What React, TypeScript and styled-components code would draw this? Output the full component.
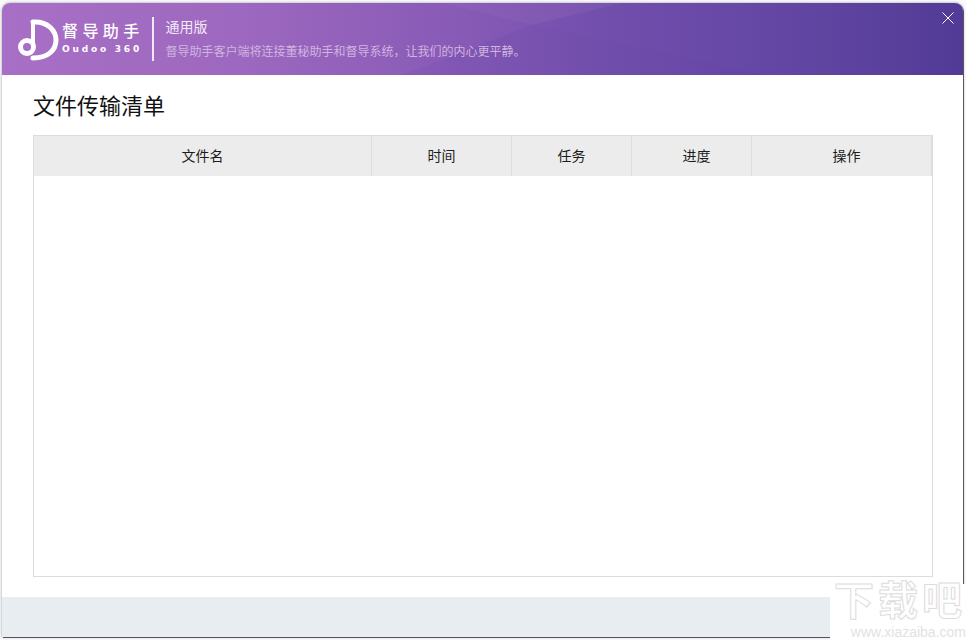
import { createGlobalStyle } from "styled-components";
import styled from "styled-components";

const GlobalStyle = createGlobalStyle`
    html, body {
        margin: 0;
        padding: 0;
        height: 640px;
        overflow: hidden;
        background: #fafafb;
        font-family: "Noto Sans CJK SC", "Liberation Sans", sans-serif;
    }
`;

const columns = [
    { label: "文件名", width: 338, shift: 0 },
    { label: "时间", width: 140, shift: 0 },
    { label: "任务", width: 120, shift: 0 },
    { label: "进度", width: 120, shift: 10 },
    { label: "操作", width: 180, shift: 10 },
];

export default function App() {
    return (
        <Page>
            <GlobalStyle />
            <Window>
                <Header>
                    <HeaderArt viewBox="0 0 961 72" preserveAspectRatio="none" aria-hidden="true">
                        <polygon points="440,0 620,0 530,22" fill="#ffffff" opacity="0.03" />
                        <polygon points="530,22 760,72 400,72" fill="#3d2a90" opacity="0.07" />
                        <polygon points="620,0 961,0 961,72 760,72 530,22" fill="#3d2a90" opacity="0.04" />
                    </HeaderArt>
                    <Brand>
                        <LogoMark viewBox="0 0 42 44" aria-hidden="true">
                            <path d="M15 4 C30 3 38 13 38 22 C38 33 29 40 15 40" fill="none" stroke="#fff" strokeWidth="5" strokeLinecap="round" />
                            <path d="M15 4 V30" fill="none" stroke="#fff" strokeWidth="4" />
                            <circle cx="9" cy="29" r="6.5" fill="none" stroke="#fff" strokeWidth="5" />
                        </LogoMark>
                        <BrandText>
                            <BrandName>督导助手</BrandName>
                            <BrandLatin>Oudoo 360</BrandLatin>
                        </BrandText>
                    </Brand>
                    <Divider />
                    <Intro>
                        <Edition>通用版</Edition>
                        <Slogan>督导助手客户端将连接董秘助手和督导系统，让我们的内心更平静。</Slogan>
                    </Intro>
                    <CloseIcon viewBox="0 0 12 12" aria-label="关闭">
                        <path d="M0.5 0.5 L11.5 11.5 M11.5 0.5 L0.5 11.5" stroke="#fff" strokeWidth="1" fill="none" />
                    </CloseIcon>
                </Header>
                <Main>
                    <Title>文件传输清单</Title>
                    <Table>
                        <TableHead>
                            {columns.map((col) => (
                                <HeadCell key={col.label} $width={col.width} $shift={col.shift}>{col.label}</HeadCell>
                            ))}
                        </TableHead>
                    </Table>
                </Main>
                <Footer />
            </Window>
            <Watermark>
                <WatermarkName>下载吧</WatermarkName>
                <WatermarkUrl>www.xiazaiba.com</WatermarkUrl>
            </Watermark>
        </Page>
    );
}

const Page = styled.div`
    width: 966px;
    height: 640px;
    padding: 3px 3px 3px 2px;
    box-sizing: border-box;
    position: relative;
    overflow: hidden;
`;

const Window = styled.div`
    width: 961px;
    height: 634px;
    display: flex;
    flex-direction: column;
    background: #fff;
    border-radius: 8px 8px 0 0;
    box-shadow: 1px 1px 0 #55555a, 0 0 3px #9a9a9e;
    overflow: hidden;
`;

const Header = styled.div`
    height: 72px;
    flex-shrink: 0;
    display: flex;
    align-items: center;
    position: relative;
    color: #fff;
    background: linear-gradient(90deg, #a86fc6 0%, #9d68bf 25%, #8a5cb7 45%, #7651ae 62%, #6b4aa8 75%, #5f44a0 88%, #533c96 100%);
`;

const HeaderArt = styled.svg`
    position: absolute;
    inset: 0;
    width: 100%;
    height: 100%;
`;

const Brand = styled.div`
    display: flex;
    align-items: center;
    margin-left: 16px;
    position: relative;
`;

const LogoMark = styled.svg`
    width: 42px;
    height: 44px;
    margin-top: 1px;
`;

const BrandText = styled.div`
    margin-left: 2px;
    display: flex;
    flex-direction: column;
    align-items: flex-start;
`;

const BrandName = styled.div`
    font-size: 16px;
    line-height: 20px;
    letter-spacing: 4.4px;
    font-weight: 500;
    white-space: nowrap;
    margin-top: -3px;
`;

const BrandLatin = styled.div`
    margin-top: 3px;
    font-family: "DejaVu Sans", sans-serif;
    font-size: 9px;
    line-height: 12px;
    font-weight: 700;
    letter-spacing: 2.8px;
    white-space: nowrap;
`;

const Divider = styled.div`
    width: 2px;
    height: 44px;
    margin-left: 8px;
    background: #f1e6f6;
    position: relative;
`;

const Intro = styled.div`
    margin-left: 12px;
    display: flex;
    flex-direction: column;
    gap: 8px;
    position: relative;
    top: -1px;
`;

const Edition = styled.div`
    font-size: 14px;
    line-height: 18px;
    color: #f3e9f7;
`;

const Slogan = styled.div`
    font-size: 12px;
    line-height: 16px;
    color: #d0b4e0;
    white-space: nowrap;
`;

const CloseIcon = styled.svg`
    position: absolute;
    top: 9px;
    right: 9px;
    width: 12px;
    height: 12px;
`;

const Main = styled.div`
    flex: 1;
    padding: 15px 30px 20px 31px;
    display: flex;
    flex-direction: column;
    min-height: 0;
`;

const Title = styled.h1`
    margin: 0 0 16px;
    font-size: 22px;
    line-height: 29px;
    font-weight: 400;
    color: #111;
`;

const Table = styled.div`
    flex: 1;
    border: 1px solid #dcdcdc;
`;

const TableHead = styled.div`
    display: flex;
    height: 40px;
    background: #ececec;
`;

const HeadCell = styled.div<{ $width: number; $shift: number }>`
    width: ${(p) => p.$width}px;
    flex-shrink: 0;
    box-sizing: border-box;
    padding: 0 0 3px ${(p) => p.$shift}px;
    display: flex;
    align-items: center;
    justify-content: center;
    font-size: 14px;
    color: #1c1c1c;
    border-right: 1px solid #dedede;
`;

const Footer = styled.div`
    height: 40px;
    flex-shrink: 0;
    background: #e8edf1;
`;

const Watermark = styled.div`
    position: absolute;
    right: 0;
    bottom: 0;
    width: 136px;
    height: 56px;
    background: #fff;
    display: flex;
    flex-direction: column;
    align-items: flex-end;
    color: #fff;
`;

const WatermarkName = styled.div`
    font-family: "Liberation Sans", "Noto Sans CJK SC", sans-serif;
    font-size: 40px;
    line-height: 42px;
    height: 42px;
    margin-top: -4px;
    letter-spacing: 4px;
    font-weight: 700;
    white-space: nowrap;
    -webkit-text-stroke: 1px #dcdcdc;
`;

const WatermarkUrl = styled.div`
    font-family: "Liberation Sans", sans-serif;
    font-size: 14px;
    line-height: 15px;
    height: 15px;
    margin-top: 3px;
    white-space: nowrap;
    color: #e2e2e2;
`;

— WHAT YOU HAVE TO DO —
Gather up every line from the listing above in which the word "components" occurs.

— TASK RESPONSE —
What React, TypeScript and styled-components code would draw this? Output the full component.
import { createGlobalStyle } from "styled-components";
import styled from "styled-components";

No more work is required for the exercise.